What the task asks
Give the listing again character for character, but drop the images.
----
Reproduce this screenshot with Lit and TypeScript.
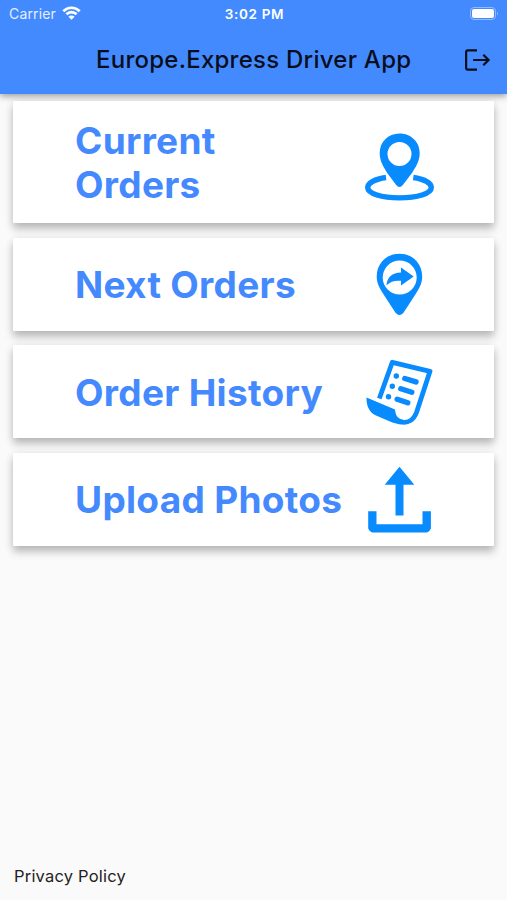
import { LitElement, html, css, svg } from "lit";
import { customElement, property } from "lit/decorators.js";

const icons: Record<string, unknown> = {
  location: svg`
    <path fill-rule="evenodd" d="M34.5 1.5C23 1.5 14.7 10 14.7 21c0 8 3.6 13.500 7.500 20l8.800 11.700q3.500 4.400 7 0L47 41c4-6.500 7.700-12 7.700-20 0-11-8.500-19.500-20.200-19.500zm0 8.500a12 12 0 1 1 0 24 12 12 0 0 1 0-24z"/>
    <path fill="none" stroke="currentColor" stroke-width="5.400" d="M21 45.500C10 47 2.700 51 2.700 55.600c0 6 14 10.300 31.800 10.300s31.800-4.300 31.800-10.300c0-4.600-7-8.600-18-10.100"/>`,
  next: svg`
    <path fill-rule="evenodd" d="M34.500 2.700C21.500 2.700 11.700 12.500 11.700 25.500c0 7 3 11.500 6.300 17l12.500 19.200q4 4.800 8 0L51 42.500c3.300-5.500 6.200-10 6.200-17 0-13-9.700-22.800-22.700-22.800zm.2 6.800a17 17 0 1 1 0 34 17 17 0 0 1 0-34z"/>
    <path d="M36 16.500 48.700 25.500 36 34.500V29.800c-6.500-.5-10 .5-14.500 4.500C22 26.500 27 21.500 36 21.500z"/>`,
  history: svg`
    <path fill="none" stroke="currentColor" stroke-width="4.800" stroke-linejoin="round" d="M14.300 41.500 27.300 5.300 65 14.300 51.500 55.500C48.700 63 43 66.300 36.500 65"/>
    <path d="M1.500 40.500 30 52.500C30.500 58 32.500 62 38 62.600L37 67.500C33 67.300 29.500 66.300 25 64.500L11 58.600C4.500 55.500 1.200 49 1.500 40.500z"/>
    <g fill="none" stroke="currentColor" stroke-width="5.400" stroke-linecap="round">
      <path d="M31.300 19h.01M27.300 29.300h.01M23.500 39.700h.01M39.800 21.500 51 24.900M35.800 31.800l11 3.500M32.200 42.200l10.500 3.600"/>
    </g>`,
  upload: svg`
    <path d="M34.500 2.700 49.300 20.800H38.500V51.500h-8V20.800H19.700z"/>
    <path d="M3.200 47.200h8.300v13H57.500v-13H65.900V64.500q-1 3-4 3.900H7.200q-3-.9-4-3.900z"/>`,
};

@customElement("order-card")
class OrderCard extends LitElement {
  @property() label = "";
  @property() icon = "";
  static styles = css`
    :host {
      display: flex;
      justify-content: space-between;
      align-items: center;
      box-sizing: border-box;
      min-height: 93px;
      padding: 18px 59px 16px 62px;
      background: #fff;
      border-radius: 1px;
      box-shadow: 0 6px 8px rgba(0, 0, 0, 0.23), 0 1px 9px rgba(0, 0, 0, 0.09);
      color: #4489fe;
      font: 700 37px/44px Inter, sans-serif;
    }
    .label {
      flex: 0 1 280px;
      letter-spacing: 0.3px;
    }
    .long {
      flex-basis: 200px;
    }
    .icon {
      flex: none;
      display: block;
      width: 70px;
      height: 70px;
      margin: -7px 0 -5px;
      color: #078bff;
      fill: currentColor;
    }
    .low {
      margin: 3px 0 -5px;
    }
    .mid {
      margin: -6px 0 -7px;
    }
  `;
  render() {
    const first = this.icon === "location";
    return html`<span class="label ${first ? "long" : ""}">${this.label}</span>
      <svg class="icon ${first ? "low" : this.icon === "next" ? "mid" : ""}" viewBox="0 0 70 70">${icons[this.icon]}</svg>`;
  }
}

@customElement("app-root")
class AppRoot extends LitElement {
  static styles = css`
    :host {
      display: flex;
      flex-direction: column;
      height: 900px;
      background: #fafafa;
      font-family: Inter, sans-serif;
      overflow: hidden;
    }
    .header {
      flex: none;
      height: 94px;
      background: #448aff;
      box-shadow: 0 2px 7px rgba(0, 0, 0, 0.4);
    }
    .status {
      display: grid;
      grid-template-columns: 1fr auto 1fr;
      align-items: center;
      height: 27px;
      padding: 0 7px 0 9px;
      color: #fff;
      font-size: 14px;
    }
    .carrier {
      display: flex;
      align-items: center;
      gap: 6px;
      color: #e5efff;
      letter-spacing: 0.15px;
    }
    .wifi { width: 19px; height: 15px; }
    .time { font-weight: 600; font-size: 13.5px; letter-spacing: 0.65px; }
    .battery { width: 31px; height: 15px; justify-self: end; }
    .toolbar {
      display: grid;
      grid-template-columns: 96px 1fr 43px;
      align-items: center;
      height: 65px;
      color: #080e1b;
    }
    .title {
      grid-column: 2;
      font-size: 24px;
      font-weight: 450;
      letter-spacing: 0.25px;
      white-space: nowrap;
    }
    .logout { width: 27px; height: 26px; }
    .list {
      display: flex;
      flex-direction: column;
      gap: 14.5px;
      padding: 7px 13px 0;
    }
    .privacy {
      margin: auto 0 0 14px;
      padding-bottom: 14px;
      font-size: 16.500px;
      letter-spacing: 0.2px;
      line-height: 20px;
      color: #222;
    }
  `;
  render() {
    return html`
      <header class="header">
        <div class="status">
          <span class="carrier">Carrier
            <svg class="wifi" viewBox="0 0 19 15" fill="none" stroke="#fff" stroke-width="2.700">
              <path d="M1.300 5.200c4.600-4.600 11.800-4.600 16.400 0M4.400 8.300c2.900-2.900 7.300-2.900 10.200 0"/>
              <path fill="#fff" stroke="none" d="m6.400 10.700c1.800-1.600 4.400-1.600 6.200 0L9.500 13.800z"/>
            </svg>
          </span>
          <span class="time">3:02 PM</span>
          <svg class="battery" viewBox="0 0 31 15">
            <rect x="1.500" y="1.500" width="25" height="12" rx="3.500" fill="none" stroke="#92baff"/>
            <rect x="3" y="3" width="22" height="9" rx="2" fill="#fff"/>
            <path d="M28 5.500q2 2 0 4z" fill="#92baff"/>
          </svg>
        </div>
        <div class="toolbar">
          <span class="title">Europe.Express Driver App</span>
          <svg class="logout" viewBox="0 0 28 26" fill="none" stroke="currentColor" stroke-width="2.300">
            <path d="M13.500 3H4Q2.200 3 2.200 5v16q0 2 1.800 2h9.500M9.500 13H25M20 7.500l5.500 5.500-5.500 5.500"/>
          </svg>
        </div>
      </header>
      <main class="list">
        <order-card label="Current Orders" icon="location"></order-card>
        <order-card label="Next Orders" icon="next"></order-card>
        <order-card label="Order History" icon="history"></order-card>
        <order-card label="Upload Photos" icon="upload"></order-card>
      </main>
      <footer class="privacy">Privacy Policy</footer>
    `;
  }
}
----
Solved exercise
Reproduce this screenshot with Lit and TypeScript.
import { LitElement, html, css, svg } from "lit";
import { customElement, property } from "lit/decorators.js";

const icons: Record<string, unknown> = {
  location: svg`
    <path fill-rule="evenodd" d="M34.5 1.5C23 1.5 14.7 10 14.7 21c0 8 3.6 13.500 7.500 20l8.800 11.700q3.500 4.400 7 0L47 41c4-6.500 7.700-12 7.700-20 0-11-8.500-19.500-20.200-19.500zm0 8.500a12 12 0 1 1 0 24 12 12 0 0 1 0-24z"/>
    <path fill="none" stroke="currentColor" stroke-width="5.400" d="M21 45.500C10 47 2.700 51 2.700 55.600c0 6 14 10.300 31.800 10.300s31.800-4.300 31.800-10.300c0-4.600-7-8.600-18-10.100"/>`,
  next: svg`
    <path fill-rule="evenodd" d="M34.500 2.700C21.500 2.700 11.700 12.500 11.700 25.500c0 7 3 11.500 6.300 17l12.500 19.200q4 4.800 8 0L51 42.500c3.300-5.500 6.200-10 6.200-17 0-13-9.700-22.800-22.700-22.800zm.2 6.800a17 17 0 1 1 0 34 17 17 0 0 1 0-34z"/>
    <path d="M36 16.500 48.700 25.500 36 34.500V29.800c-6.500-.5-10 .5-14.500 4.500C22 26.500 27 21.500 36 21.500z"/>`,
  history: svg`
    <path fill="none" stroke="currentColor" stroke-width="4.800" stroke-linejoin="round" d="M14.300 41.500 27.300 5.300 65 14.300 51.500 55.500C48.700 63 43 66.300 36.500 65"/>
    <path d="M1.500 40.500 30 52.500C30.500 58 32.500 62 38 62.600L37 67.500C33 67.300 29.500 66.300 25 64.500L11 58.600C4.500 55.500 1.200 49 1.500 40.500z"/>
    <g fill="none" stroke="currentColor" stroke-width="5.400" stroke-linecap="round">
      <path d="M31.300 19h.01M27.300 29.300h.01M23.500 39.700h.01M39.800 21.500 51 24.900M35.800 31.800l11 3.500M32.200 42.200l10.500 3.600"/>
    </g>`,
  upload: svg`
    <path d="M34.500 2.700 49.300 20.800H38.500V51.500h-8V20.800H19.700z"/>
    <path d="M3.200 47.200h8.300v13H57.500v-13H65.900V64.500q-1 3-4 3.900H7.200q-3-.9-4-3.900z"/>`,
};

@customElement("order-card")
class OrderCard extends LitElement {
  @property() label = "";
  @property() icon = "";
  static styles = css`
    :host {
      display: flex;
      justify-content: space-between;
      align-items: center;
      box-sizing: border-box;
      min-height: 93px;
      padding: 18px 59px 16px 62px;
      background: #fff;
      border-radius: 1px;
      box-shadow: 0 6px 8px rgba(0, 0, 0, 0.23), 0 1px 9px rgba(0, 0, 0, 0.09);
      color: #4489fe;
      font: 700 37px/44px Inter, sans-serif;
    }
    .label {
      flex: 0 1 280px;
      letter-spacing: 0.3px;
    }
    .long {
      flex-basis: 200px;
    }
    .icon {
      flex: none;
      display: block;
      width: 70px;
      height: 70px;
      margin: -7px 0 -5px;
      color: #078bff;
      fill: currentColor;
    }
    .low {
      margin: 3px 0 -5px;
    }
    .mid {
      margin: -6px 0 -7px;
    }
  `;
  render() {
    const first = this.icon === "location";
    return html`<span class="label ${first ? "long" : ""}">${this.label}</span>
      <svg class="icon ${first ? "low" : this.icon === "next" ? "mid" : ""}" viewBox="0 0 70 70">${icons[this.icon]}</svg>`;
  }
}

@customElement("app-root")
class AppRoot extends LitElement {
  static styles = css`
    :host {
      display: flex;
      flex-direction: column;
      height: 900px;
      background: #fafafa;
      font-family: Inter, sans-serif;
      overflow: hidden;
    }
    .header {
      flex: none;
      height: 94px;
      background: #448aff;
      box-shadow: 0 2px 7px rgba(0, 0, 0, 0.4);
    }
    .status {
      display: grid;
      grid-template-columns: 1fr auto 1fr;
      align-items: center;
      height: 27px;
      padding: 0 7px 0 9px;
      color: #fff;
      font-size: 14px;
    }
    .carrier {
      display: flex;
      align-items: center;
      gap: 6px;
      color: #e5efff;
      letter-spacing: 0.15px;
    }
    .wifi { width: 19px; height: 15px; }
    .time { font-weight: 600; font-size: 13.5px; letter-spacing: 0.65px; }
    .battery { width: 31px; height: 15px; justify-self: end; }
    .toolbar {
      display: grid;
      grid-template-columns: 96px 1fr 43px;
      align-items: center;
      height: 65px;
      color: #080e1b;
    }
    .title {
      grid-column: 2;
      font-size: 24px;
      font-weight: 450;
      letter-spacing: 0.25px;
      white-space: nowrap;
    }
    .logout { width: 27px; height: 26px; }
    .list {
      display: flex;
      flex-direction: column;
      gap: 14.5px;
      padding: 7px 13px 0;
    }
    .privacy {
      margin: auto 0 0 14px;
      padding-bottom: 14px;
      font-size: 16.500px;
      letter-spacing: 0.2px;
      line-height: 20px;
      color: #222;
    }
  `;
  render() {
    return html`
      <header class="header">
        <div class="status">
          <span class="carrier">Carrier
            <svg class="wifi" viewBox="0 0 19 15" fill="none" stroke="#fff" stroke-width="2.700">
              <path d="M1.300 5.200c4.600-4.600 11.800-4.600 16.400 0M4.400 8.300c2.900-2.900 7.300-2.900 10.200 0"/>
              <path fill="#fff" stroke="none" d="m6.400 10.700c1.800-1.600 4.400-1.600 6.200 0L9.500 13.800z"/>
            </svg>
          </span>
          <span class="time">3:02 PM</span>
          <svg class="battery" viewBox="0 0 31 15">
            <rect x="1.500" y="1.500" width="25" height="12" rx="3.500" fill="none" stroke="#92baff"/>
            <rect x="3" y="3" width="22" height="9" rx="2" fill="#fff"/>
            <path d="M28 5.500q2 2 0 4z" fill="#92baff"/>
          </svg>
        </div>
        <div class="toolbar">
          <span class="title">Europe.Express Driver App</span>
          <svg class="logout" viewBox="0 0 28 26" fill="none" stroke="currentColor" stroke-width="2.300">
            <path d="M13.500 3H4Q2.200 3 2.200 5v16q0 2 1.800 2h9.500M9.500 13H25M20 7.500l5.500 5.500-5.500 5.500"/>
          </svg>
        </div>
      </header>
      <main class="list">
        <order-card label="Current Orders" icon="location"></order-card>
        <order-card label="Next Orders" icon="next"></order-card>
        <order-card label="Order History" icon="history"></order-card>
        <order-card label="Upload Photos" icon="upload"></order-card>
      </main>
      <footer class="privacy">Privacy Policy</footer>
    `;
  }
}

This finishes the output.